Most of us have been conditioned to be pleasant and agreeable, even at the cost of our well-being.
Think about it. How many of us still go to family reunions during the holidays even if we’ll run into a Tita or Tito of Manila who’ll comment on how much weight you’ve gained, how their son or daughter is getting married/having a child/getting promoted to CEO while you are still single and trying to figure out what to do with your life, and so on? How about when a friend of yours asks to borrow money and you still willingly fork it over, despite knowing how long it took you to save up and how there’s no guarantee that your friend will return it promptly?
Heck, I bet some of you on here have your own stories about being treated like ATM cards by your own families, simply because you work abroad.
Now, Shonda Rhimes may have written a book on her “Year of the Yes” and Jim Carrey did star in a movie called “Yes Man,” and while those two works advocate saying yes to everything to change your life for the better, it turns out that the answer might actually lie in doing the exact opposite.

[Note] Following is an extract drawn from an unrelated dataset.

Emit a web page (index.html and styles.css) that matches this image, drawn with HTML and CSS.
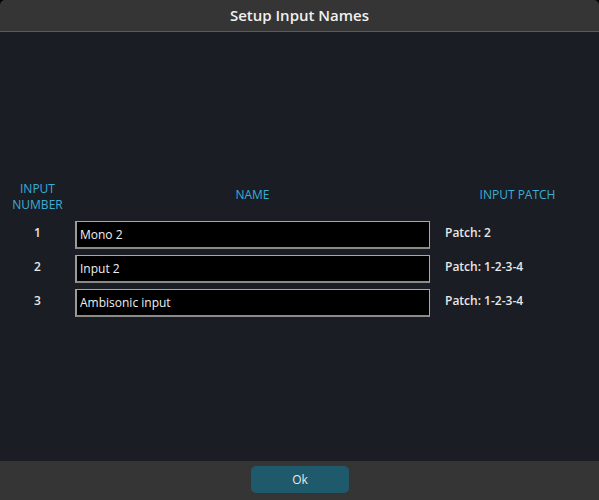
FILE: index.html
```html
<!DOCTYPE html>
<html>
<head>
<meta charset="utf-8">
<link rel="stylesheet" href="styles.css">
</head>
<body>
<div class="dialog">
  <div class="titlebar">Setup Input Names</div>
  <div class="content">
    <div class="table">
      <div class="hdr hdr-num">INPUT<br>NUMBER</div>
      <div class="hdr hdr-name">NAME</div>
      <div class="hdr hdr-patch">INPUT PATCH</div>

      <div class="num">1</div>
      <div class="field"><input class="name-input" value="Mono 2"></div>
      <div class="patch">Patch: 2</div>

      <div class="num">2</div>
      <div class="field"><input class="name-input" value="Input 2"></div>
      <div class="patch">Patch: 1-2-3-4</div>

      <div class="num">3</div>
      <div class="field"><input class="name-input" value="Ambisonic input"></div>
      <div class="patch">Patch: 1-2-3-4</div>
    </div>
  </div>
  <div class="footer">
    <button class="ok">Ok</button>
  </div>
</div>
</body>
</html>
```
FILE: styles.css
```css
html, body {
  margin: 0;
  padding: 0;
  background: #000;
  width: 599px;
  height: 500px;
  overflow: hidden;
  font-family: "Open Sans", "Noto Sans", sans-serif;
}
.dialog {
  width: 599px;
  height: 500px;
  display: flex;
  flex-direction: column;
  border-radius: 5px 5px 0 0;
  overflow: hidden;
}
.titlebar {
  height: 31px;
  flex: none;
  background: #353535;
  border-bottom: 1px solid #5a5a5a;
  color: #f0f0f0;
  font-size: 15px;
  font-weight: 600;
  line-height: 31px;
  text-align: center;
}
.content {
  flex: 1;
  background: #1a1d24;
  padding-top: 149px;
  box-sizing: border-box;
}
.table {
  display: grid;
  grid-template-columns: 75px 355px 169px;
  grid-template-rows: 34px 28px 28px 28px;
  row-gap: 6px;
}
.hdr {
  color: #3aaed6;
  font-size: 12px;
  line-height: 16px;
  text-align: center;
  align-self: start;
}
.hdr-num {
  margin-top: 0;
}
.hdr-name, .hdr-patch {
  margin-top: 6px;
}
.hdr-patch { padding-left: 6px; }
.num {
  color: #e8e8e8;
  font-size: 12px;
  font-weight: 600;
  text-align: center;
  align-self: start;
  margin-top: 3px;
}
.field { height: 28px; }
.name-input {
  box-sizing: border-box;
  width: 355px;
  height: 28px;
  margin: 0;
  background: #000;
  border: 1px solid #a8a8a8;
  border-bottom: 2px solid #8a8a8a;
  border-left: 2px solid #9a9a9a;
  color: #f0f0f0;
  font-family: "Open Sans", "Noto Sans", sans-serif;
  font-size: 12px;
  padding: 0 0 0 3px;
  outline: none;
}
.patch {
  color: #e8e8e8;
  font-size: 12px;
  font-weight: 600;
  padding-left: 15px;
  align-self: start;
  margin-top: 3px;
}
.footer {
  height: 39px;
  flex: none;
  background: #353535;
  display: flex;
  justify-content: center;
  align-items: flex-start;
  padding-top: 5px;
  box-sizing: border-box;
}
.ok {
  width: 98px;
  height: 27px;
  border: none;
  border-radius: 5px;
  background: #1e5a6c;
  color: #e8e8e8;
  font-family: "Open Sans", "Noto Sans", sans-serif;
  font-size: 12px;
  padding: 0;
  margin-left: 1px;
}
```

What Saying “No” Can Do For Your Life
When you keep saying “yes” to so many things, you begin to spread yourself really thin. All those tiny little favors you do for people (some of whom you probably don’t even like very much) can really add up.
For instance, if you’re a working parent, volunteering to help raise funds for your kid’s school’s new auditorium, laying out your child’s uniform even when they’re perfectly capable of dressing themselves, and agreeing to do overtime when you’ve got several chores waiting for you at home are all things you don’t really have to do, yet can greatly sap your energy and focus for other, more important things.
It’s great if you’re able to multi-task really well, but there’s a point where you’re so busy that you become unable to do much to the best of your ability, so you end up coasting or turning in mediocre work. It’s not like you’ll still have the energy to work on your dream business and/or be an attentive parent after a long day spent inadvertently running errands for other people, right?
Furthermore, working on something great might also require you to say “no” to other good things. Studying for a post-graduate degree, climbing the corporate ladder, and developing a revolutionary product or service are all worthwhile endeavors….separately. Attempting to accomplish them all at the same time probably won’t get you anywhere, so you need to choose one to focus on. You can always take up the rest once you’ve accomplished something.
Lastly, if nothing else, saying “no” more often is highly beneficial to your mental health. Avoiding toxic relationships, run-ins with people or situations that leave you feeling drained or angry, and letting go of past regrets can only do wonders for your peace of mind.
Being a people pleaser isn’t really good for much, except maybe for politics or show business and how many of us here can claim to be in either of those fields?
For way too many ordinary citizens, agreeing to do things for other people just to spare their feelings often come at a great personal cost. Training yourself to say “no” will probably be quite challenging at first, but when something can help clarify your vision as to what you really want out of life and help you achieve it, won’t it be well worth the effort?